## CHALLENGE
Give every line of the material again, exactly as written.

# start of SUPPLIED DATA

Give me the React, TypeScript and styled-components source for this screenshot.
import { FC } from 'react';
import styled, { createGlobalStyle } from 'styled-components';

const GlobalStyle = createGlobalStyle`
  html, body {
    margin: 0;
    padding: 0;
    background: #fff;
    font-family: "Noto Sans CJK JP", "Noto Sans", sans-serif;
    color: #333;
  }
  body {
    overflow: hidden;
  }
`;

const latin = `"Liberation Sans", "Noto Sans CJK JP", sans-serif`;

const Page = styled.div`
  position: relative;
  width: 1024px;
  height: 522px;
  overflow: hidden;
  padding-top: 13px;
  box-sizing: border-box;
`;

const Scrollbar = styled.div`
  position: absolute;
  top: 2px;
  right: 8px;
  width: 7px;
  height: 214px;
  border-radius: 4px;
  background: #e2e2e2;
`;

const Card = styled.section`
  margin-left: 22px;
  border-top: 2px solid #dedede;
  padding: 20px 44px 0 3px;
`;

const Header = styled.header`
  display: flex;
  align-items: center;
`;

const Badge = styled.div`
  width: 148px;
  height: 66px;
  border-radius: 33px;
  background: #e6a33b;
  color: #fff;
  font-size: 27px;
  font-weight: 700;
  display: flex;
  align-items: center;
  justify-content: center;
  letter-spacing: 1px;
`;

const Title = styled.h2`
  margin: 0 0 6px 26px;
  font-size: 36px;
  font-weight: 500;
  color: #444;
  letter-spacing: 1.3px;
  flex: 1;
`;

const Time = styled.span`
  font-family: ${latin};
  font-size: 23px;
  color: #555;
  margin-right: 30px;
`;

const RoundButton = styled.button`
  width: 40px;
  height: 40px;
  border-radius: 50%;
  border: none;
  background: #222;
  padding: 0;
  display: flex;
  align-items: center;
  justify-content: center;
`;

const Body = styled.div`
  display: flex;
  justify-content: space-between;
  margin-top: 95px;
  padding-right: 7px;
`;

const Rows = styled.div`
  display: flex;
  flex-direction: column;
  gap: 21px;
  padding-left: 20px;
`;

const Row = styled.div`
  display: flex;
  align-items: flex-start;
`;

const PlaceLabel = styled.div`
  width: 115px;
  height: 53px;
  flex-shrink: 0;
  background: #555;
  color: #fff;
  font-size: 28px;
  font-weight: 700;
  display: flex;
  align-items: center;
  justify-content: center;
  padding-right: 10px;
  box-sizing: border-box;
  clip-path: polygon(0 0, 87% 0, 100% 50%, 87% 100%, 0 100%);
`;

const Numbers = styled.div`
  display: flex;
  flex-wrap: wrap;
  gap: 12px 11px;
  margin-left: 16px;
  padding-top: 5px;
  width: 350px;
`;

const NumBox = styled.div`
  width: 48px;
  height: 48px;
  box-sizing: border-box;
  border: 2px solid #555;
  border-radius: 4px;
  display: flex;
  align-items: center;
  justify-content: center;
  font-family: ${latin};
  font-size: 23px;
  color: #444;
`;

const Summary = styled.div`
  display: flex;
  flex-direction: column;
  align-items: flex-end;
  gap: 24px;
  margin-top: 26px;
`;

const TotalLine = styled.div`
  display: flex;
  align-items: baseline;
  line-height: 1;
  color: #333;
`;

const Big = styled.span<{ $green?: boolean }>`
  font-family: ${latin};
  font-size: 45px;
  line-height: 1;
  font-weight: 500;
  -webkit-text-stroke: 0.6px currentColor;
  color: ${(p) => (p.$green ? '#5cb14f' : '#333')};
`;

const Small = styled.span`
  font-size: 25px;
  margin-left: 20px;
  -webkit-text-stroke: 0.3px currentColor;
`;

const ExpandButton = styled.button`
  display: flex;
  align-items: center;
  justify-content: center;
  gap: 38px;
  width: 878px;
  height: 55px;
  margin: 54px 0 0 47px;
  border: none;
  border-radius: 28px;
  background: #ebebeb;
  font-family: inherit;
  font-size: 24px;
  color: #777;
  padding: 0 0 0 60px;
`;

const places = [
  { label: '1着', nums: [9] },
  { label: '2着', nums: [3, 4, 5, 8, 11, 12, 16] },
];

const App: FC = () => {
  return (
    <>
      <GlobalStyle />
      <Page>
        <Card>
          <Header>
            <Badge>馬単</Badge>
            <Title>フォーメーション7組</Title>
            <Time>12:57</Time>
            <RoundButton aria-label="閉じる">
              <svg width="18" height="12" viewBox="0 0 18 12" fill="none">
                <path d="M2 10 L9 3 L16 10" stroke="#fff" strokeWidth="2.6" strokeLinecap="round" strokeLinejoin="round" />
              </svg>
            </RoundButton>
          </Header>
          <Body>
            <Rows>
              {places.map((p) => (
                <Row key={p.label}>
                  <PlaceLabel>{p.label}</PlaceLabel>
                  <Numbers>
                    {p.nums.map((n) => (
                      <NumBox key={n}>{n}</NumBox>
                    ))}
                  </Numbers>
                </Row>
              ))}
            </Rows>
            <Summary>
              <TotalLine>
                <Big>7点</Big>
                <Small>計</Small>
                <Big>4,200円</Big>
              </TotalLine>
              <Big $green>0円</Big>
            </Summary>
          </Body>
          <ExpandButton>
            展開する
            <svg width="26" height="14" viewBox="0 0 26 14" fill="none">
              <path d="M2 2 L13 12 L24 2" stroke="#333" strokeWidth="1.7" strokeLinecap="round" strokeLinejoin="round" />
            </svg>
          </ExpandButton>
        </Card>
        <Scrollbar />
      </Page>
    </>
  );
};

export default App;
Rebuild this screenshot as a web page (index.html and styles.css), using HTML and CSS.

# end of SUPPLIED DATA

## CORRECT ANSWER
Give me the React, TypeScript and styled-components source for this screenshot.
import { FC } from 'react';
import styled, { createGlobalStyle } from 'styled-components';

const GlobalStyle = createGlobalStyle`
  html, body {
    margin: 0;
    padding: 0;
    background: #fff;
    font-family: "Noto Sans CJK JP", "Noto Sans", sans-serif;
    color: #333;
  }
  body {
    overflow: hidden;
  }
`;

const latin = `"Liberation Sans", "Noto Sans CJK JP", sans-serif`;

const Page = styled.div`
  position: relative;
  width: 1024px;
  height: 522px;
  overflow: hidden;
  padding-top: 13px;
  box-sizing: border-box;
`;

const Scrollbar = styled.div`
  position: absolute;
  top: 2px;
  right: 8px;
  width: 7px;
  height: 214px;
  border-radius: 4px;
  background: #e2e2e2;
`;

const Card = styled.section`
  margin-left: 22px;
  border-top: 2px solid #dedede;
  padding: 20px 44px 0 3px;
`;

const Header = styled.header`
  display: flex;
  align-items: center;
`;

const Badge = styled.div`
  width: 148px;
  height: 66px;
  border-radius: 33px;
  background: #e6a33b;
  color: #fff;
  font-size: 27px;
  font-weight: 700;
  display: flex;
  align-items: center;
  justify-content: center;
  letter-spacing: 1px;
`;

const Title = styled.h2`
  margin: 0 0 6px 26px;
  font-size: 36px;
  font-weight: 500;
  color: #444;
  letter-spacing: 1.3px;
  flex: 1;
`;

const Time = styled.span`
  font-family: ${latin};
  font-size: 23px;
  color: #555;
  margin-right: 30px;
`;

const RoundButton = styled.button`
  width: 40px;
  height: 40px;
  border-radius: 50%;
  border: none;
  background: #222;
  padding: 0;
  display: flex;
  align-items: center;
  justify-content: center;
`;

const Body = styled.div`
  display: flex;
  justify-content: space-between;
  margin-top: 95px;
  padding-right: 7px;
`;

const Rows = styled.div`
  display: flex;
  flex-direction: column;
  gap: 21px;
  padding-left: 20px;
`;

const Row = styled.div`
  display: flex;
  align-items: flex-start;
`;

const PlaceLabel = styled.div`
  width: 115px;
  height: 53px;
  flex-shrink: 0;
  background: #555;
  color: #fff;
  font-size: 28px;
  font-weight: 700;
  display: flex;
  align-items: center;
  justify-content: center;
  padding-right: 10px;
  box-sizing: border-box;
  clip-path: polygon(0 0, 87% 0, 100% 50%, 87% 100%, 0 100%);
`;

const Numbers = styled.div`
  display: flex;
  flex-wrap: wrap;
  gap: 12px 11px;
  margin-left: 16px;
  padding-top: 5px;
  width: 350px;
`;

const NumBox = styled.div`
  width: 48px;
  height: 48px;
  box-sizing: border-box;
  border: 2px solid #555;
  border-radius: 4px;
  display: flex;
  align-items: center;
  justify-content: center;
  font-family: ${latin};
  font-size: 23px;
  color: #444;
`;

const Summary = styled.div`
  display: flex;
  flex-direction: column;
  align-items: flex-end;
  gap: 24px;
  margin-top: 26px;
`;

const TotalLine = styled.div`
  display: flex;
  align-items: baseline;
  line-height: 1;
  color: #333;
`;

const Big = styled.span<{ $green?: boolean }>`
  font-family: ${latin};
  font-size: 45px;
  line-height: 1;
  font-weight: 500;
  -webkit-text-stroke: 0.6px currentColor;
  color: ${(p) => (p.$green ? '#5cb14f' : '#333')};
`;

const Small = styled.span`
  font-size: 25px;
  margin-left: 20px;
  -webkit-text-stroke: 0.3px currentColor;
`;

const ExpandButton = styled.button`
  display: flex;
  align-items: center;
  justify-content: center;
  gap: 38px;
  width: 878px;
  height: 55px;
  margin: 54px 0 0 47px;
  border: none;
  border-radius: 28px;
  background: #ebebeb;
  font-family: inherit;
  font-size: 24px;
  color: #777;
  padding: 0 0 0 60px;
`;

const places = [
  { label: '1着', nums: [9] },
  { label: '2着', nums: [3, 4, 5, 8, 11, 12, 16] },
];

const App: FC = () => {
  return (
    <>
      <GlobalStyle />
      <Page>
        <Card>
          <Header>
            <Badge>馬単</Badge>
            <Title>フォーメーション7組</Title>
            <Time>12:57</Time>
            <RoundButton aria-label="閉じる">
              <svg width="18" height="12" viewBox="0 0 18 12" fill="none">
                <path d="M2 10 L9 3 L16 10" stroke="#fff" strokeWidth="2.6" strokeLinecap="round" strokeLinejoin="round" />
              </svg>
            </RoundButton>
          </Header>
          <Body>
            <Rows>
              {places.map((p) => (
                <Row key={p.label}>
                  <PlaceLabel>{p.label}</PlaceLabel>
                  <Numbers>
                    {p.nums.map((n) => (
                      <NumBox key={n}>{n}</NumBox>
                    ))}
                  </Numbers>
                </Row>
              ))}
            </Rows>
            <Summary>
              <TotalLine>
                <Big>7点</Big>
                <Small>計</Small>
                <Big>4,200円</Big>
              </TotalLine>
              <Big $green>0円</Big>
            </Summary>
          </Body>
          <ExpandButton>
            展開する
            <svg width="26" height="14" viewBox="0 0 26 14" fill="none">
              <path d="M2 2 L13 12 L24 2" stroke="#333" strokeWidth="1.7" strokeLinecap="round" strokeLinejoin="round" />
            </svg>
          </ExpandButton>
        </Card>
        <Scrollbar />
      </Page>
    </>
  );
};

export default App;
Rebuild this screenshot as a web page (index.html and styles.css), using HTML and CSS.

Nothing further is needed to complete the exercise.